> This is the type of attitude

This is the type of attitude that makes me regret ever commenting on HN.

FFS, git is a tool for programmers.

And yet, even for programmers, that output is full of info that is useless 99.9% of the time. That is just bad design. It is basically a debug log that is shown by default all the time, instead of written to a log somewhere for the <0.1% time it's useful.

And I point out the attitude because I've seen it for decades and seen the harm this kind of "it's just harmless extra info" type thinking has brought. I don't know what tone you're reading into it, but I'm quite literally and explicitly criticizing the attitude, not you personally.

I dunno, I feel like it's useful output. Sure, maybe you don't need all of the details, but it's effectively a progress indicator to let you know something's happening and it's not "stuck". Why not include useful debug information within the progress indicator so that if something fails part way through a big push, you have useful information for debugging it (or Googling it)?

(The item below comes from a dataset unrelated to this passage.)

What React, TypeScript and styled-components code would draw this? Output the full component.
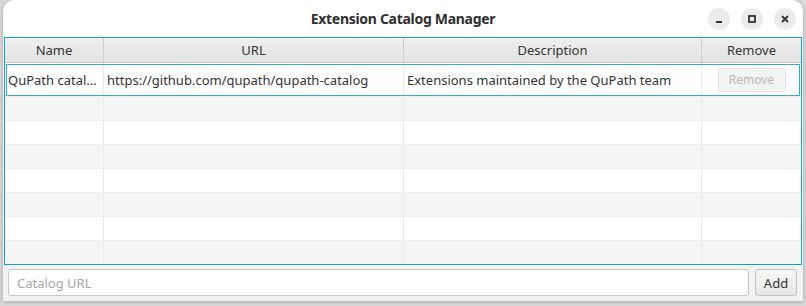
import React from "react";
import styled, { createGlobalStyle } from "styled-components";

const Global = createGlobalStyle`
  html, body { margin: 0; padding: 0; }
  body {
    width: 806px; height: 306px; overflow: hidden;
    background: #d9d9d9;
    font-family: "Noto Sans", "Open Sans", sans-serif;
  }
`;

const Window = styled.div`
  margin: 0 3px;
  height: 301px;
  background: #f3f3f3;
  border-radius: 12px 12px 0 0;
  box-shadow: 0 1px 4px rgba(0,0,0,0.25);
  display: flex;
  flex-direction: column;
  overflow: hidden;
`;

const TitleBar = styled.div`
  height: 37px;
  flex: none;
  background: #ffffff;
  display: grid;
  grid-template-columns: 1fr auto 1fr;
  align-items: center;
`;

const Title = styled.div`
  grid-column: 2;
  font-family: "Noto Sans", sans-serif;
  font-weight: 700;
  font-size: 14px;
  color: #2e2e2e;
  letter-spacing: -0.3px;
`;

const WinButtons = styled.div`
  grid-column: 3;
  justify-self: end;
  display: flex;
  gap: 11px;
  padding-right: 7px;
`;

const WinButton = styled.div`
  width: 22px;
  height: 22px;
  border-radius: 50%;
  background: #ebebeb;
  display: flex;
  align-items: center;
  justify-content: center;
`;

const Table = styled.div`
  margin: 0 1px;
  height: 226px;
  border: 1px solid #0f9ed8;
  background: #ffffff;
  display: flex;
  flex-direction: column;
  overflow: hidden;
`;

const cols = "99px 300px 298px 1fr";

const HeaderRow = styled.div`
  display: grid;
  grid-template-columns: ${cols};
  height: 24px;
  flex: none;
  background: linear-gradient(#f0f0f0, #e2e2e2);
  border-bottom: 1px solid #c8c8c8;
`;

const HeaderCell = styled.div`
  display: flex;
  align-items: center;
  justify-content: center;
  font-size: 13px;
  color: #333;
  border-right: 1px solid #cdcdcd;
  &:last-child { border-right: none; }
`;

const Row = styled.div<{ $alt?: boolean; $selected?: boolean; $h?: number }>`
  display: grid;
  grid-template-columns: ${cols};
  height: ${(p) => p.$h ?? 24}px;
  flex: none;
  box-sizing: border-box;
  background: ${(p) => (p.$alt ? "#f5f5f5" : "#ffffff")};
  ${(p) => (p.$selected ? "outline: 1px solid #3aa6d6; outline-offset: -2px;" : "")}
`;

const Cell = styled.div<{ $center?: boolean }>`
  display: flex;
  align-items: center;
  justify-content: ${(p) => (p.$center ? "center" : "flex-start")};
  padding: 0 3px;
  font-size: 13px;
  color: #333;
  white-space: nowrap;
  overflow: hidden;
  border-right: 1px solid #e8e8e8;
  border-bottom: 1px solid #eeeeee;
  &:last-child { border-right: none; }
`;

const RemoveButton = styled.button`
  font-family: "Noto Sans", sans-serif;
  font-size: 12px;
  color: #b8b8b8;
  background: #f3f3f3;
  border: 1px solid #e2e2e2;
  border-radius: 3px;
  height: 24px;
  width: 68px;
  padding: 0;
`;

const Bottom = styled.div`
  display: flex;
  align-items: center;
  gap: 6px;
  padding: 4px 6px 0 5px;
`;

const Input = styled.input`
  flex: 1;
  height: 27px;
  box-sizing: border-box;
  border: 1px solid #c6c6c6;
  border-radius: 3px;
  background: #fff;
  padding: 0 8px;
  font-family: "Noto Sans", sans-serif;
  font-size: 13px;
  color: #333;
  outline: none;
  &::placeholder { color: #a8a8a8; }
`;

const AddButton = styled.button`
  height: 27px;
  width: 42px;
  box-sizing: border-box;
  border: 1px solid #c2c2c2;
  border-radius: 3px;
  background: linear-gradient(#f8f8f8, #e6e6e6);
  font-family: "Noto Sans", sans-serif;
  font-size: 13px;
  color: #333;
  padding: 0;
`;

const emptyRows = [true, false, true, false, true, false, true];

export default function App() {
  return (
    <>
      <Global />
      <Window>
        <TitleBar>
          <Title>Extension Catalog Manager</Title>
          <WinButtons>
            <WinButton>
              <svg width="10" height="10" viewBox="0 0 10 10">
                <rect x="2" y="7" width="6" height="2" fill="#333" />
              </svg>
            </WinButton>
            <WinButton>
              <svg width="10" height="10" viewBox="0 0 10 10">
                <rect x="2" y="2" width="6" height="6" fill="none" stroke="#333" strokeWidth="1.8" />
              </svg>
            </WinButton>
            <WinButton>
              <svg width="10" height="10" viewBox="0 0 10 10">
                <path d="M2 2 L8 8 M8 2 L2 8" stroke="#333" strokeWidth="1.8" />
              </svg>
            </WinButton>
          </WinButtons>
        </TitleBar>
        <Table>
          <HeaderRow>
            <HeaderCell>Name</HeaderCell>
            <HeaderCell>URL</HeaderCell>
            <HeaderCell>Description</HeaderCell>
            <HeaderCell>Remove</HeaderCell>
          </HeaderRow>
          <Row $selected $h={34}>
            <Cell>QuPath catal...</Cell>
            <Cell>https://github.com/qupath/qupath-catalog</Cell>
            <Cell>Extensions maintained by the QuPath team</Cell>
            <Cell $center>
              <RemoveButton disabled>Remove</RemoveButton>
            </Cell>
          </Row>
          {emptyRows.map((alt, i) => (
            <Row key={i} $alt={alt}>
              <Cell />
              <Cell />
              <Cell />
              <Cell />
            </Row>
          ))}
        </Table>
        <Bottom>
          <Input placeholder="Catalog URL" />
          <AddButton>Add</AddButton>
        </Bottom>
      </Window>
    </>
  );
}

I'm a programmer and I understand Git internals decently well, but unless something went wrong, I pay zero attention to the verbose output of `git push`. BTW, isn't "avoid unnecessary output" one of the Unix philosophies?

> FFS, git is a tool for programmers.

We already said it has a garbage UI, you don't need to repeat it

But jokes aside, usually the reason something is considered a "tool for programmers" and not just a tool is because the UI sucks.